2009-12-13||4:19 p.m.

Music: Talk - Coldplay

My family got a call from my brother at 3 o'clock in the morning, a few hours after writing that last entry. I stayed in bed, listening to my father's side of the conversation. We all knew the call would come. My brother is in jail again.

After my dad got off the phone and started talking to my mom about what happened, I got out of bed and sat net to my mom as she started to sob. My brother called a couple more times to let us know what was going on. We decided to wake my sister up, and my dad told her. We talked, we cried, we prayed. Right now that is all we can do for him. He asked us not to bail him out. He said he wants to change. I just hope this time he will, and I hope being in jail will give him a different view of what his life will become if he doesn't. I'm not happy that he is in jail. But it's better than him being out on the streets in late hours.

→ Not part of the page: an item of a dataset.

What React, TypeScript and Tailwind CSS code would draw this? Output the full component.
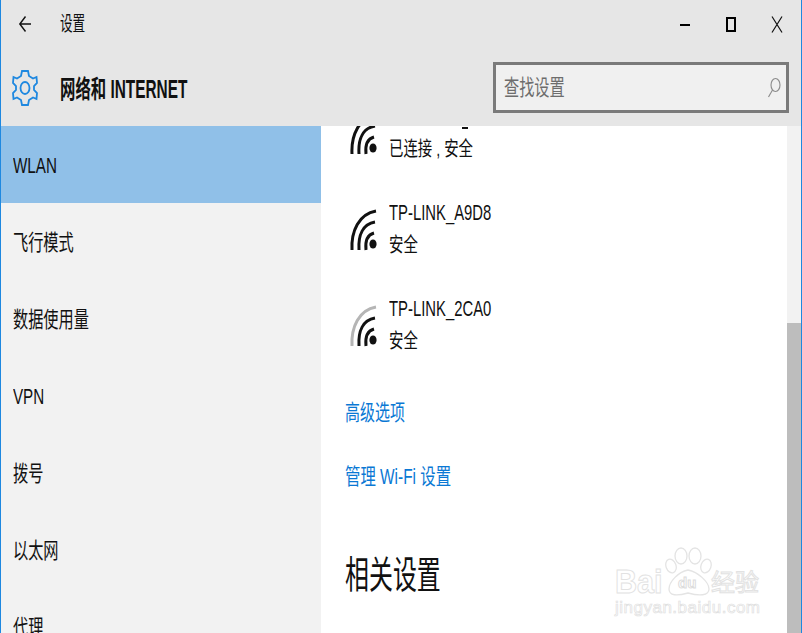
const menu = ["WLAN", "飞行模式", "数据使用量", "VPN", "拨号", "以太网", "代理"];

function Wifi({ weak = false }: { weak?: boolean }) {
  return (
    <svg width="30" height="44" viewBox="0 0 30 44" fill="none" strokeLinecap="butt" className="shrink-0">
      <path d="M3 43C2 24 10 7 27 4" stroke={weak ? "#b5b5b5" : "#111"} strokeWidth="3" />
      <path d="M10 43C9 28 14 17 26 15" stroke="#111" strokeWidth="3" />
      <path d="M17 43C16 34 18 28 25 26" stroke="#111" strokeWidth="3" />
      <ellipse cx="24" cy="37" rx="3.6" ry="4.6" fill="#111" />
    </svg>
  );
}

function Squeezed({ children, className = "" }: { children: React.ReactNode; className?: string }) {
  return <span className={`inline-block origin-left whitespace-nowrap ${className}`}>{children}</span>;
}

function Network({ name, status, weak, className = "" }: { name: string; status: string; weak?: boolean; className?: string }) {
  return (
    <div className={`flex items-center gap-[10px] pl-[28px] h-[64px] ${className}`}>
      <Wifi weak={weak} />
      <div className="flex flex-col text-[#111]">
        <Squeezed className="mb-[2px] text-[22px] leading-[30px] scale-x-[0.675]">{name}</Squeezed>
        <Squeezed className="text-[20px] leading-[30px] scale-x-[0.72]">{status}</Squeezed>
      </div>
    </div>
  );
}

function Watermark() {
  return (
    <div className="absolute left-[614px] top-[546px] w-[160px] h-[76px] pointer-events-none">
      <svg width="50" height="60" viewBox="0 0 50 60" fill="none" stroke="#e4e4e4" strokeWidth="1.3" className="absolute left-[50px] top-0">
        <ellipse cx="16" cy="10" rx="6" ry="8" />
        <ellipse cx="30" cy="10" rx="6" ry="8" />
        <ellipse cx="6" cy="20" rx="5" ry="7" transform="rotate(-20 6 20)" />
        <ellipse cx="41" cy="20" rx="5" ry="7" transform="rotate(20 41 20)" />
        <path d="M23 24C13 26 4 36 4 43C4 50 12 50 23 47C34 50 44 50 44 43C44 36 33 26 23 24Z" />
      </svg>
      <span className="absolute left-0 top-[15px] origin-left scale-x-[0.9] text-[34px] leading-[40px] font-bold text-white [-webkit-text-stroke:1px_#e2e2e2] [font-family:'Liberation_Sans',sans-serif]">Bai</span>
      <span className="absolute left-[63px] top-[27px] text-[15px] leading-[20px] font-bold text-white [-webkit-text-stroke:1px_#dcdcdc] [font-family:'Liberation_Sans',sans-serif]">du</span>
      <span className="absolute left-[96px] top-[23px] text-[24px] leading-[28px] text-white [-webkit-text-stroke:1px_#e2e2e2]">经验</span>
      <span className="absolute left-0 top-[52px] text-[17px] leading-[20px] tracking-[0.5px] text-white [-webkit-text-stroke:0.7px_#e0e0e0] [font-family:'Liberation_Sans',sans-serif]">jingyan.baidu.com</span>
    </div>
  );
}

export default function App() {
  return (
    <div className="relative flex h-[633px] w-[802px] flex-col overflow-hidden border-x border-x-[#1e88e0] bg-white text-[#111] [font-family:'Liberation_Sans','Noto_Sans_CJK_SC',sans-serif]">
      <header className="flex h-[126px] shrink-0 flex-col bg-[#e6e6e6]">
        <div className="flex h-[47px] items-center">
          <svg width="14" height="18" viewBox="0 0 14 18" fill="none" stroke="#111" strokeWidth="1.4" className="ml-[17px]">
            <path d="M13 9H2M7.5 1.5L1.8 9L7.5 16.5" />
          </svg>
          <Squeezed className="ml-[28px] text-[20px] leading-none scale-x-[0.63]">设置</Squeezed>
          <div className="ml-auto flex items-center pr-[18px] pt-[2px]">
            <div className="h-[2px] w-[10px] bg-black" />
            <div className="ml-[36px] h-[15px] w-[10px] border-2 border-black" />
            <svg width="12" height="17" viewBox="0 0 12 17" stroke="#111" strokeWidth="1.2" className="ml-[35px]">
              <path d="M1 .5L11 16.5M11 .5L1 16.5" />
            </svg>
          </div>
        </div>
        <div className="flex flex-1 items-start">
          <svg width="26" height="38" viewBox="0 0 26 38" fill="none" stroke="#1e88e0" strokeWidth="1.8" className="ml-[11px] mt-[22px]">
            <ellipse cx="13" cy="19" rx="4.5" ry="6" />
            <path d="M10 2H16L17 7L21 9.5L24.5 8L25 14L22 17V21L25 24L24.5 30L21 28.5L17 31L16 36H10L9 31L5 28.5L1.5 30L1 24L4 21V17L1 14L1.5 8L5 9.5L9 7Z" />
          </svg>
          <Squeezed className="ml-[22px] mt-[27px] text-[25px] font-bold leading-[30px] scale-x-[0.615]">网络和 INTERNET</Squeezed>
          <div className="ml-auto mr-[12px] mt-[15px] flex h-[51px] w-[296px] items-center justify-between border-[3px] border-[#7a7a7a] bg-[#f0f0f0] pl-[8px] pr-[5px]">
            <Squeezed className="text-[22px] leading-none text-[#6d6d6d] scale-x-[0.69]">查找设置</Squeezed>
            <svg width="14" height="22" viewBox="0 0 14 22" fill="none" stroke="#8a8a8a" strokeWidth="1.1">
              <ellipse cx="8.5" cy="8" rx="4.5" ry="6.5" />
              <path d="M5.5 13L1.5 20" />
            </svg>
          </div>
        </div>
      </header>

      <div className="flex min-h-0 flex-1">
        <nav className="w-[320px] shrink-0 bg-[#f2f2f2]">
          {menu.map((m, i) => (
            <div key={m} className={`flex h-[77px] items-center pl-[12px] pt-[2px] ${i === 0 ? "bg-[#90c0e8]" : ""}`}>
              <Squeezed className="text-[22px] leading-none scale-x-[0.69]">{m}</Squeezed>
            </div>
          ))}
        </nav>

        <main className="flex min-w-0 flex-1 overflow-hidden">
          <div className="relative min-w-0 flex-1 overflow-hidden">
            <div className="absolute left-[141px] top-[1px] h-[2px] w-[6px] bg-[#111]" />
            <div className="mt-[-25px] flex flex-col">
              <Network name={"\u00a0"} status="已连接 , 安全" />
              <Network name="TP-LINK_A9D8" status="安全" className="mt-[32px]" />
              <Network name="TP-LINK_2CA0" status="安全" weak className="mt-[32px]" />
              <div className="ml-[24px] mt-[43px] text-[22px] leading-[26px] text-[#0a78d4]">
                <Squeezed className="scale-x-[0.68]">高级选项</Squeezed>
              </div>
              <div className="ml-[24px] mt-[38px] text-[22px] leading-[26px] text-[#0a78d4]">
                <Squeezed className="scale-x-[0.70]">管理 Wi-Fi 设置</Squeezed>
              </div>
              <div className="ml-[24px] mt-[62px] text-[38px] leading-[46px] text-[#111]">
                <Squeezed className="scale-x-[0.63]">相关设置</Squeezed>
              </div>
            </div>
          </div>
          <div className="flex w-[14px] shrink-0 flex-col bg-[#f2f2f2]">
            <div className="mt-[197px] flex-1 bg-[#bdbdbd]" />
          </div>
        </main>
      </div>
      <Watermark />
    </div>
  );
}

I've had him more on my mind than ever before. I wonder how it's like on that side, as everyone else keeps living. I feel like I shouldn't go on with my life, but I can't do anything for him except to stand by him. I just want to make sure I don't forget about him, that he will be on my mind every day until we get to see him again.

My brother is 1 year and 9 months younger than me. When we were little, I always loved to watch over him. Now that he's a man, it's hard for me to watch over him. But I hope he knows that I (not to mention the whole family) will be with him through thick and thin.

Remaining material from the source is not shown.